Trains might strike most Americans as a Europhile’s pipe dream, but what’s interesting is that America herself was once on track to being a country of a highly celebrated railroad network: By the late 1800’s, the U.S. boasted more than 160,000 miles of track. But sadly, since the Great Depression, our cities have been trapped in a Faustian bargain with State and Federal transportation-funding policies that elevate the car over more resource-efficient transit options, instead of letting them compete in an open market.
Despite the growing fiscal, environmental, and social costs of car dependency, it’s a fiercely uphill battle trying to re-establish a place in our cities for alternative, historically-proven models of transit, which is why I’m so excited when I see something like the RailRunner in operation. Plenty has been said about why America can’t have more trains, but one reason I suspect it’s hard to get them rolling is because many cities focus too much on trains and tracks. In other words, they hyper-focus on the mode of transit and forget that each mode needs a particular kind of ecosystem around it in order to flourish.
I’ve observed this with other kinds of transit innovations. For instance, cities that want bikeability focus on adding bike lanes. Those that want more walking focus on building sidewalks. But oftentimes these efforts fail to reach their intended purpose because advocates don’t understand that transit is a complex good: It can only really function if situated within a certain kind of built environment, within an ecosystem of other complementary goods and services.
Train stations situated close to shops, restaurants, hostels, and hotels accessible by foot exist within a train ecosystem. Biking works if plenty of relevant destinations are located within a 5–7 minute ride from home (meaning practical businesses need to exist within neighborhoods). Walking is a rational choice if destinations are close, the route is safe and pleasant, and if there’s a high chance of seeing other people walking, too.
I saw a successful type of train ecosystem demonstrated in Santa Fe. We found the train station nestled a stone’s throw from a restaurant and within minutes of walking distance to dozens of shops and historic districts. Passengers coming off the train could easily spend a few car-free hours shopping, dining, and sightseeing. For example, we arrived early, so we had enough time for me to pop into an (amazing) thrift store; hunt out a piece of pottery for my ceramics collection, pay, wrap it in tissue paper; and walk back to the depot with time to spare. So yes, Santa Fe has train service, but more importantly, the city has a train ecosystem that makes using the train pleasant, convenient, practical, and safe.

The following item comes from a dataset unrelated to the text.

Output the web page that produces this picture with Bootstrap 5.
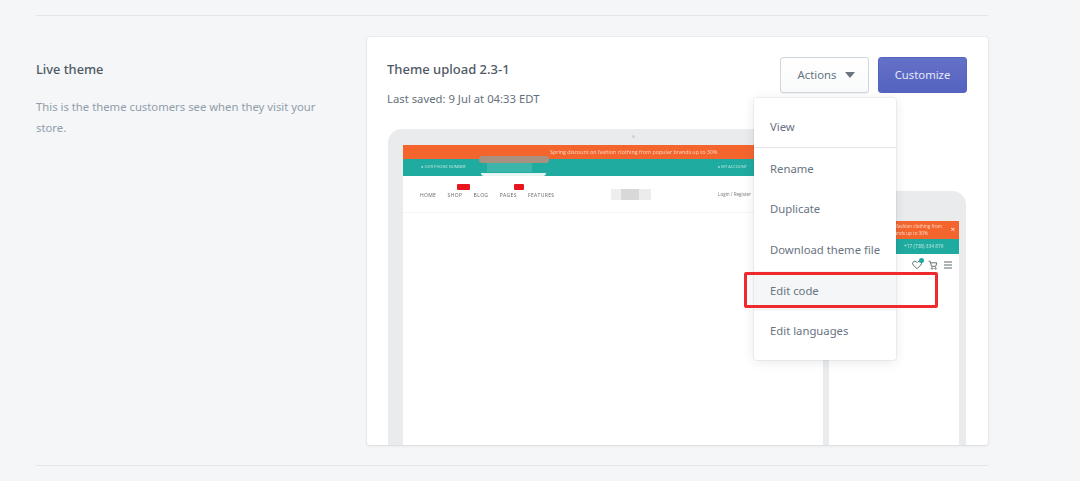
<!doctype html>
<html lang="en">
<head>
  <meta charset="utf-8">
  <title>Live theme</title>
  <meta name="viewport" content="width=device-width, initial-scale=1">
  <link href="https://cdn.jsdelivr.net/npm/bootstrap@5.3.3/dist/css/bootstrap.min.css" rel="stylesheet">
  <style>
    html, body { height: 100%; }
    body { background: #f4f6f8; font-family: "Noto Sans", sans-serif; font-size: 11.3px; color: #454f5b; overflow: hidden; }
    .page-wrap { width: 952px; margin-left: 36px; padding-top: 15px; }
    .rule { height: 1px; background: #e4e7ea; }
    .theme-section { display: flex; padding: 21px 0 20px; }
    .side-col { width: 331px; padding-top: 22px; }
    .side-title { font-size: 12.8px; font-weight: 500; color: #4f5964; line-height: 20px; margin: 0 0 17px; }
    .side-text { width: 285px; color: #929daa; font-size: 11.3px; line-height: 21px; margin: 0; }
    .theme-card { width: 621px; height: 408px; border: 0; border-radius: 3px; background: #fff; box-shadow: 0 0 0 1px rgba(63,63,68,.04), 0 1px 3px rgba(63,63,68,.1); padding: 20px 21px 0; }
    .card-top { height: 72px; }
    .theme-title { font-size: 13px; font-weight: 500; line-height: 24px; color: #4f5964; margin: 0 0 9px -1px; }
    .theme-saved { font-size: 11.3px; line-height: 18px; color: #656f79; margin: 0 0 0 -1px; }
    .btn-actions, .btn-customize { width: 89px; height: 36px; padding: 1px 0 0; font-size: 11.3px; border-radius: 3px; }
    .btn-actions { background: linear-gradient(#fff, #f9fafb); border: 1px solid #cfd6dc; color: #69747f; box-shadow: 0 1px 0 rgba(22,29,37,.05); margin-right: 9px; padding-left: 4px; }
    .btn-customize { background: linear-gradient(#6371c7, #5563c1); border: 1px solid #5664c0; color: #e6e8f8; }
    .caret-down { display: inline-block; margin-left: 9px; border-left: 5px solid transparent; border-right: 5px solid transparent; border-top: 6px solid #69747f; vertical-align: 1px; }
    .preview-area { position: relative; height: 316px; overflow: hidden; }
    .laptop { width: 450px; height: 330px; background: #eaebed; border-radius: 14px 14px 0 0; padding: 16px 15px 0; position: relative; }
    .cam-dot { position: absolute; left: 244px; top: 6px; width: 3px; height: 3px; border-radius: 50%; background: #cfd1d4; }
    .screen { background: #fff; height: 100%; font-family: "Open Sans", sans-serif; filter: blur(.4px); position: relative; }
    .promo { height: 14px; background: #f4652e; color: #f9d5c2; font-size: 5.35px; line-height: 14px; padding-left: 147px; white-space: nowrap; }
    .teal-bar { height: 17px; background: #1fab9f; color: #bfe8e3; font-size: 4px; line-height: 16px; padding: 0 76px 0 18px; display: flex; justify-content: space-between; white-space: nowrap; position: relative; }
    .smudge { position: absolute; background: #a9917f; left: 76px; top: -3px; width: 70px; height: 7px; border-radius: 3px; }
    .smudge-b { position: absolute; background: #3bb4a9; left: 84px; top: 4px; width: 45px; height: 9px; }
    .smudge-c { position: absolute; background: #e6f5f3; left: 78px; top: 14px; width: 65px; height: 3px; border-radius: 0 0 6px 6px; }
    .shop-nav { height: 37px; border-bottom: 1px solid #f6f6f6; display: flex; align-items: center; padding: 3px 0 0 17px; font-size: 5px; color: #666; letter-spacing: .35px; position: relative; }
    .shop-nav span { margin-right: 11.3px; position: relative; }
    .hot-tag { position: absolute; top: 8px; height: 6px; background: #e8151d; border-radius: 1px; }
    .logo-blur { position: absolute; left: 208px; top: 13px; width: 40px; height: 11px; background: linear-gradient(90deg, #eee 0 25%, #d8d8d8 25% 70%, #ececec 70%); }
    .login-link { position: absolute; left: 315px; top: 15px; color: #777; font-size: 4.6px; letter-spacing: 0; }
    .phone { position: absolute; left: 435px; top: 62px; width: 143px; height: 280px; background: #eaebed; border-radius: 14px 14px 0 0; padding: 30px 7px 0 6px; }
    .phone-screen { background: #fff; height: 100%; font-family: "Open Sans", sans-serif; filter: blur(.3px); position: relative; }
    .phone-promo { height: 18px; background: #f4652e; color: #fbdccc; font-size: 4.6px; line-height: 7px; padding: 2px 0 0 26px; white-space: nowrap; position: relative; }
    .promo-second { display: block; padding-left: 17px; }
    .phone-close { position: absolute; right: 4px; top: 3px; color: #fff; font-size: 8px; line-height: 10px; }
    .phone-teal { height: 15px; background: #1fab9f; color: #c5ebe6; font-size: 4.8px; line-height: 15px; padding-left: 75px; white-space: nowrap; }
    .phone-icons { display: flex; justify-content: flex-end; align-items: center; gap: 6px; padding: 6px 7px 0 0; color: #5d6b6f; }
    .fav-icon { position: relative; display: flex; }
    .fav-dot { position: absolute; right: -2px; top: -2px; width: 5px; height: 5px; border-radius: 50%; background: #1fab9f; }
    .menu-panel.dropdown-menu { position: absolute; left: 387px; top: 61px; width: 142px; min-width: 0; height: 262px; margin: 0; padding: 9px 0 8px; border: 0; border-radius: 3px; background: #fff; box-shadow: 0 0 0 1px rgba(6,44,82,.05), 0 2px 12px rgba(33,43,54,.1); display: block; z-index: 5; }
    .menu-panel .dropdown-item { height: 40.7px; line-height: 40.7px; padding: 0 16px; font-size: 11.3px; color: #69747f; position: relative; }
    .menu-panel .dropdown-item.is-hover { background: #f4f6f8; }
    .menu-panel .dropdown-divider { margin: -1px 0 1px; border-color: #e3e6ea; opacity: 1; }
    .mark-box { position: absolute; left: -10px; top: 1px; width: 194px; height: 36px; border: 3px solid #ee2a2e; border-radius: 2px; pointer-events: none; }
  </style>
</head>
<body>

<div class="page-wrap">
  <div class="rule"></div>

  <div class="theme-section">
    <div class="side-col">
      <h2 class="side-title">Live theme</h2>
      <p class="side-text">This is the theme customers see when they visit your store.</p>
    </div>

    <div class="card theme-card">
      <div class="card-top d-flex justify-content-between align-items-start">
        <div>
          <h3 class="theme-title">Theme upload 2.3-1</h3>
          <p class="theme-saved">Last saved: 9 Jul at 04:33 EDT</p>
        </div>
        <div class="d-flex">
          <button type="button" class="btn btn-actions">Actions<i class="caret-down"></i></button>
          <button type="button" class="btn btn-customize">Customize</button>
        </div>
      </div>

      <!-- Device previews -->
      <div class="preview-area">
        <div class="laptop">
          <div class="cam-dot"></div>
          <div class="screen">
            <div class="promo">Spring discount on fashion clothing from popular brands up to 30%</div>
            <div class="teal-bar">
              <span>&#9679; OUR PHONE NUMBER</span>
              <i class="smudge"></i><i class="smudge-b"></i><i class="smudge-c"></i>
              <span>&#9679; MY ACCOUNT</span>
            </div>
            <div class="shop-nav">
              <span>HOME</span><span>SHOP</span><span>BLOG</span><span>PAGES</span><span>FEATURES</span>
              <i class="hot-tag" style="left:54px;width:13px"></i>
              <i class="hot-tag" style="left:111px;width:10px"></i>
              <i class="logo-blur"></i>
              <em class="login-link fst-normal">Login / Register</em>
            </div>
          </div>
        </div>

        <div class="phone">
          <div class="phone-screen">
            <div class="phone-promo">Spring discount on fashion clothing from<span class="promo-second">popular brands up to 30%</span><span class="phone-close">&#215;</span></div>
            <div class="phone-teal">+17 (738) 334 876</div>
            <div class="phone-icons">
              <span class="fav-icon">
                <svg width="10" height="10" viewBox="0 0 16 16" fill="none" stroke="currentColor" stroke-width="1.6"><path d="M8 14 2 8a3.5 3.5 0 0 1 5-5l1 1 1-1a3.5 3.5 0 0 1 5 5z"/></svg>
                <i class="fav-dot"></i>
              </span>
              <svg width="10" height="10" viewBox="0 0 16 16" fill="none" stroke="currentColor" stroke-width="1.5"><path d="M1 2h2.5l2 8h7l1.5-5.5H4.5"/><circle cx="6.5" cy="13.5" r="1.2"/><circle cx="12" cy="13.5" r="1.2"/></svg>
              <svg width="8" height="8" viewBox="0 0 8 8" stroke="currentColor" stroke-width="1.1"><path d="M0 1h8M0 4h8M0 7h8"/></svg>
            </div>
          </div>
        </div>
      </div>

      <div class="dropdown-menu menu-panel">
        <a class="dropdown-item" href="#">View</a>
        <hr class="dropdown-divider">
        <a class="dropdown-item" href="#">Rename</a>
        <a class="dropdown-item" href="#">Duplicate</a>
        <a class="dropdown-item" href="#">Download theme file</a>
        <a class="dropdown-item is-hover" href="#">Edit code<i class="mark-box"></i></a>
        <a class="dropdown-item" href="#">Edit languages</a>
      </div>
    </div>
  </div>

  <div class="rule"></div>
</div>

<script src="https://cdn.jsdelivr.net/npm/bootstrap@5.3.3/dist/js/bootstrap.bundle.min.js"></script>
</body>
</html>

Our experience in Albuquerque could not have been more opposite. We deboarded the train at a transit center located close to an industrial district. No amenities existed at the station itself, not even a bathroom, a cold-weather booth or vending machine for snacks. (God help you if your train is delayed during a snowstorm!) After walking three blocks and waiting 10 minutes for a bus that never arrived, we ended up walking 15 minutes to Sadie’s up 4th Street, a stroad full of aggressively speeding cars. At one point, the sidewalk ended entirely and we basically walked in the street. It was a perfect case study in a city having a train service without a train ecosystem. Once we were out of the train, we were back in car-land, in an ecosystem designed for people in automobiles, not those on foot.
This perhaps became most evident after dinner. We opted to eat early in order to catch the right train back, so we finished around 6 p.m. With an hour to spare before the train, we scoured Google Maps hunting for a café, pub, or bookstore where we could kill time. This was when the car-centricity of the city became extremely clear. While we were surrounded by businesses, they were all closed, irrelevant, or inaccessible by foot. We resorted to sitting in the outdoor waiting room of the restaurant and calling a Lyft. Eventually, we gave up waiting for a Lyft and walked again, the same route, but now in pitch black, pausing nervously at intersections to hope that turning drivers could see us. I breathed a sigh of relief when we finally boarded the train.
The resilience and financial solvency of American cities demands more efficient land use and more innovative transit planning. City leaders reaching for solutions such as biking, walking, and public transit are moving in the right direction. But cities that are most effective at this will be those that think holistically. Don’t just add trains, bikes, and sidewalks. Realize that every mode of transit needs a certain kind of built environment, a certain kind of ecosystem to work. Putting biking, public transit, and walking infrastructure in an environment designed for cars is a no-win situation for drivers and for everyone else. Don’t just plan for new modes…plan for new ecosystems that take into account the complexity of the human experience, the various needs that emerge on a journey, and the transition from one mode to another.